I don’t think it is the end of SaaS email archiving services, not by a long shot. Firstly the email archiving is basic, and requires the clients to use Outlook 2010, which isn’t out yet except in beta as part of the Office 2010 suite.

Secondly using Exchange 2010 involves a significant investment in hardware, software and support. Something which many organizations just can’t afford right now. Considering many vendors offer the equivalent benefits already for a much lower cost, take up of Exchange and Outlook 2010 is expected to be limited for a year or so. Or at least until the economies of the world pick up.

The Exchange archival model also depends on the storage capabilities of the company. Unless many companies drastically improve their storage solutions, mailboxes will be limited, or restricted and the archive facility will lay idle. While hard drives are relatively inexpensive, they are still an added expense.

Many organization don’t allow full-text indexing on their Exchange servers. We all know this puts quite an overhead on the Exchange server, and will only work efficiently on low scale or low use platforms. Larger scale organizations simply can’t afford the slowdown in performance full indexing involves. The multi-mailbox search in Exchange 2010 depends on full-text indexing to work, therefore is largely useless.

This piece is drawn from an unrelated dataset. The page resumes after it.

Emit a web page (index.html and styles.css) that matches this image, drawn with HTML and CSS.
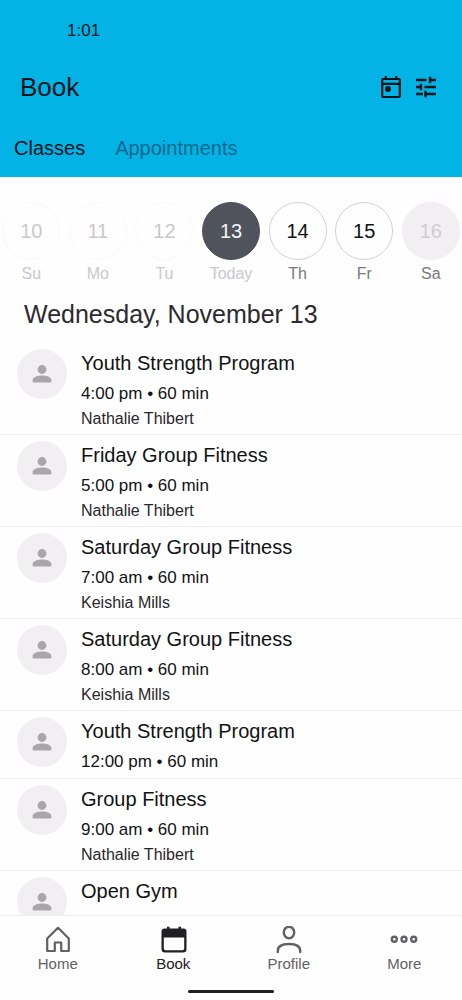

Email archiving is based on three requirements. Storage, discovery and compliance. Exchange 2010 only addresses two of these concerns and those only on a basic level. The storage needs a hardware solution to make it work. Exchange has done much to improve how it handles storage by allowing multiple copies of databases, mailboxes and data. E-discovery is only addressed on a basic level, and as we see indexing involves compromises. Also emails can only be copied to another mailbox, not extracted from the system and provided immediately.

Compliance isn’t even touched by the new platform, so many organizations, especially those regulated by the SEC will still need a third party solution.

Exchange a made great strides in increasing management, usability, scalability and seems to be trying to drive down the cost of ownership. There are compromises though, the initial installation will cost a lot, both in time, resources and money. A new infrastructure will most likely be needed, involving the hardware, software and network. Then training for the support staff, as the new platform has many new features, and ways of doing things.

So SaaS email archiving vendors don’t have too much to worry about just yet. It’s going to be a year or three before Exchange 2010 is rolled out across the globe.